» Given task
Pictures stay out of the copy. Repeat exactly the lines from the first entry below through the line that contains "const links = ['Home', 'Profile', 'Add", and nothing beyond.

Code that builds pages:
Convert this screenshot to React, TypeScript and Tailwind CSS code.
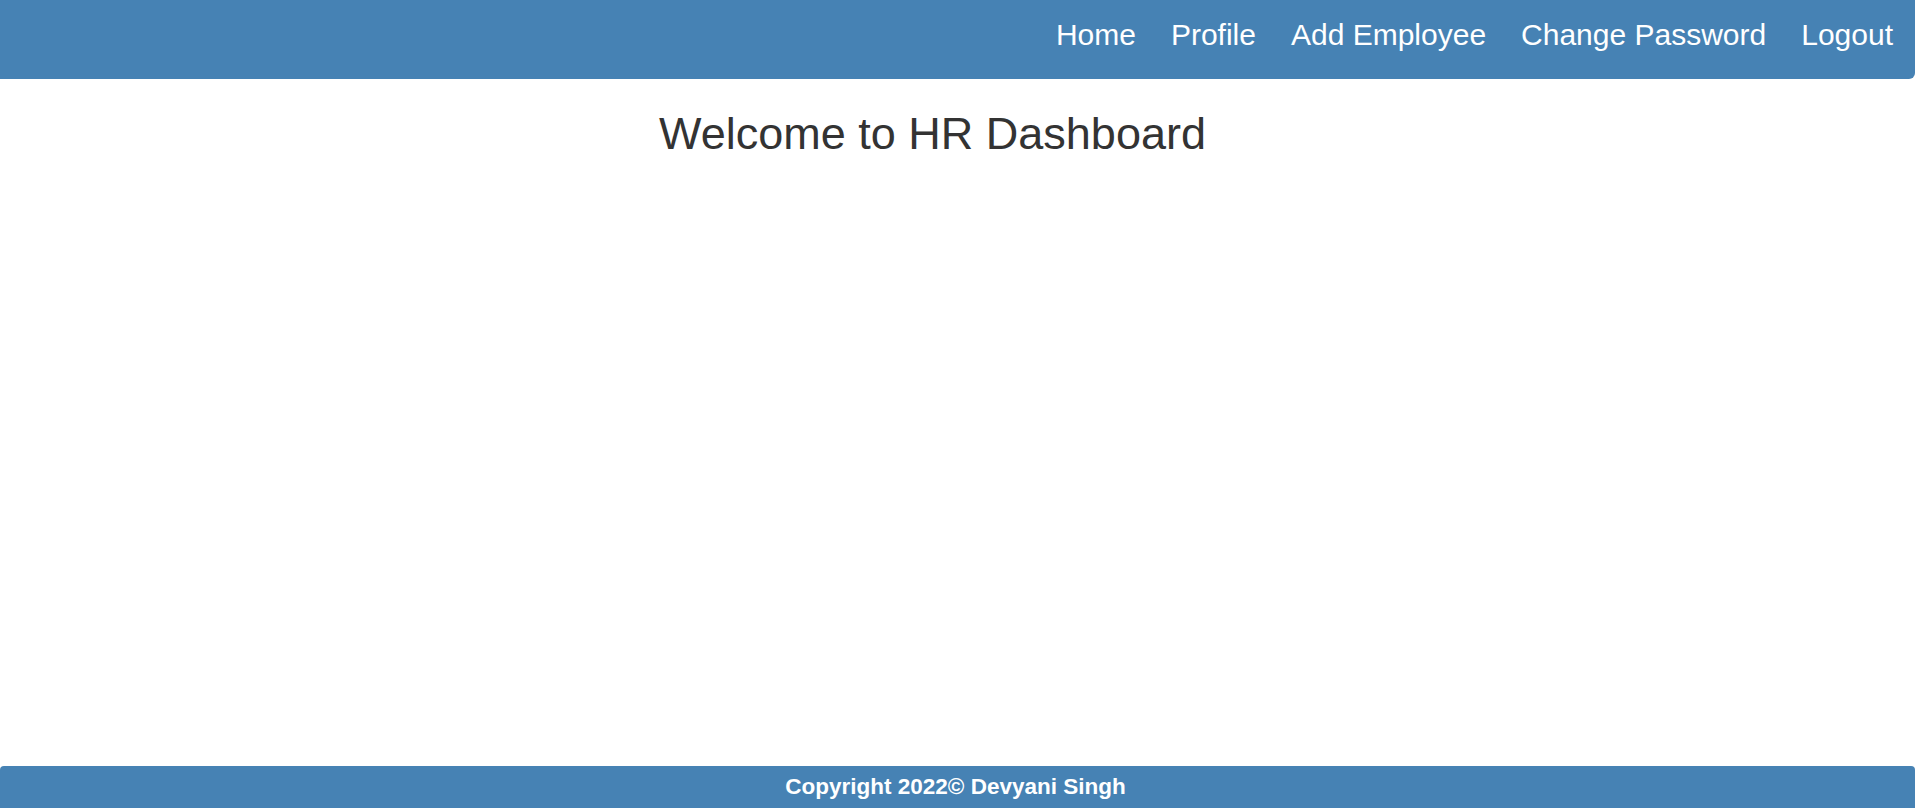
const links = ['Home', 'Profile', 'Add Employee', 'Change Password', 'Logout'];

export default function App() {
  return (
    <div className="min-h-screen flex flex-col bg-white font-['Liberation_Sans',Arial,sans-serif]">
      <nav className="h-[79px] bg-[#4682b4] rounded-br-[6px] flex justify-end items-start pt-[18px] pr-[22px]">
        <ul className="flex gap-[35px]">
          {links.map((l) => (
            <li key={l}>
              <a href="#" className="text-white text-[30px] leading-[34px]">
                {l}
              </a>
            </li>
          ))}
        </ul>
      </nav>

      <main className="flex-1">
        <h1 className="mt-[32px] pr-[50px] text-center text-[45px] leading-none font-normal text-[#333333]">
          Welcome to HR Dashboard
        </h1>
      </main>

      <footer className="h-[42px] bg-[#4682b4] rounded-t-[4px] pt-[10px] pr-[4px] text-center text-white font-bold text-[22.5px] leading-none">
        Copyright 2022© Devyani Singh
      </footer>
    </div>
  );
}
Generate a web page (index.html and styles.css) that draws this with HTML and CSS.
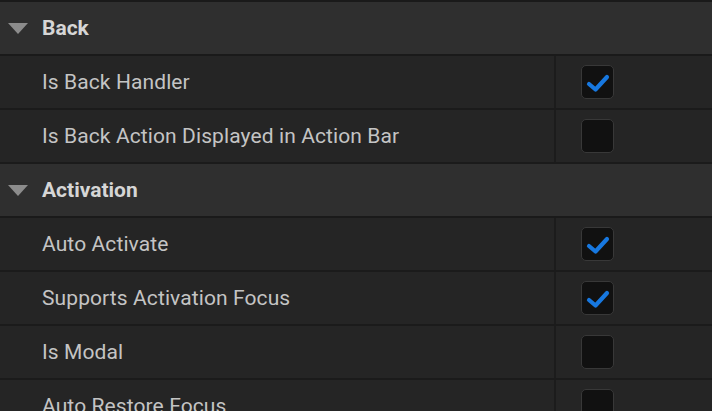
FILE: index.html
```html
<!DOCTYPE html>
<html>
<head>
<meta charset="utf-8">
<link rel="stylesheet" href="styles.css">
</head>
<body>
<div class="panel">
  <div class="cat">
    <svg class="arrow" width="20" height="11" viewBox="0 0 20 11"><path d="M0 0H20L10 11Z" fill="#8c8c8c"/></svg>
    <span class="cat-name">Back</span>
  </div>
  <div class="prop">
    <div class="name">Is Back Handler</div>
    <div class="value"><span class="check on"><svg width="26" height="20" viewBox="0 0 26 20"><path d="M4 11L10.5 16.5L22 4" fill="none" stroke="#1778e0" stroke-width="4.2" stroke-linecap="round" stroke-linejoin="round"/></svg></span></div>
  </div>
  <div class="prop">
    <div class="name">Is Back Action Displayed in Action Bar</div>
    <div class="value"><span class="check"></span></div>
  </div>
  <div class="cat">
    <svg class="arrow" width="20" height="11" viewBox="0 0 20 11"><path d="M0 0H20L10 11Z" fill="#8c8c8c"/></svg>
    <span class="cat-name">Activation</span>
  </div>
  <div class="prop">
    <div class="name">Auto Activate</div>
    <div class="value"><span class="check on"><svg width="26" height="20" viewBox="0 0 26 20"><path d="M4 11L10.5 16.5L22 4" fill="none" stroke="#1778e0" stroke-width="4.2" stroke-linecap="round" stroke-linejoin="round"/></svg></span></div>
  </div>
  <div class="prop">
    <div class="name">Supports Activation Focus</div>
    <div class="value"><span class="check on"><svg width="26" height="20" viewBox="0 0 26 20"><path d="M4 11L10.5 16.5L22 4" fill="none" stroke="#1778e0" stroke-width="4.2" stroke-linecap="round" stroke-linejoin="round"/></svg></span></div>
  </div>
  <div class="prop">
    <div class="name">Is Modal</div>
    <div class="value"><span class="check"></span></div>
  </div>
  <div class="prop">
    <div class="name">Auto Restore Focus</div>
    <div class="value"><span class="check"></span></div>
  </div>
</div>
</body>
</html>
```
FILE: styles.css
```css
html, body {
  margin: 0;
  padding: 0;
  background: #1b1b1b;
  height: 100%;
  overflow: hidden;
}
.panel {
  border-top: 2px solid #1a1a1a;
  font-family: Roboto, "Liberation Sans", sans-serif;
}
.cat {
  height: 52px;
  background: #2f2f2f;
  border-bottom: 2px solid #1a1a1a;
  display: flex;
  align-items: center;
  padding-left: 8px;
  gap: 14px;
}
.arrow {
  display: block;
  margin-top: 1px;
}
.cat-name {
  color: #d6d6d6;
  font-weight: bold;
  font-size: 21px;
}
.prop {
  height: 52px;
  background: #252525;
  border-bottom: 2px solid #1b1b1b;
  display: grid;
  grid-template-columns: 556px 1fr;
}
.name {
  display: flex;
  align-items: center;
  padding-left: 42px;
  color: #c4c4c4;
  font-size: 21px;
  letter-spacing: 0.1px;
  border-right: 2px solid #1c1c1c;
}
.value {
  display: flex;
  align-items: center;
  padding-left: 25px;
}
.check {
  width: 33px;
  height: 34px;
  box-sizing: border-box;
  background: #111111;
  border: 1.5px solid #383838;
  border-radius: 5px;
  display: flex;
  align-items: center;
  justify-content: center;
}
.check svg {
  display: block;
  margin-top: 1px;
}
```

» Exercise result
Convert this screenshot to React, TypeScript and Tailwind CSS code.
const links = ['Home', 'Profile', 'Add Employee', 'Change Password', 'Logout'];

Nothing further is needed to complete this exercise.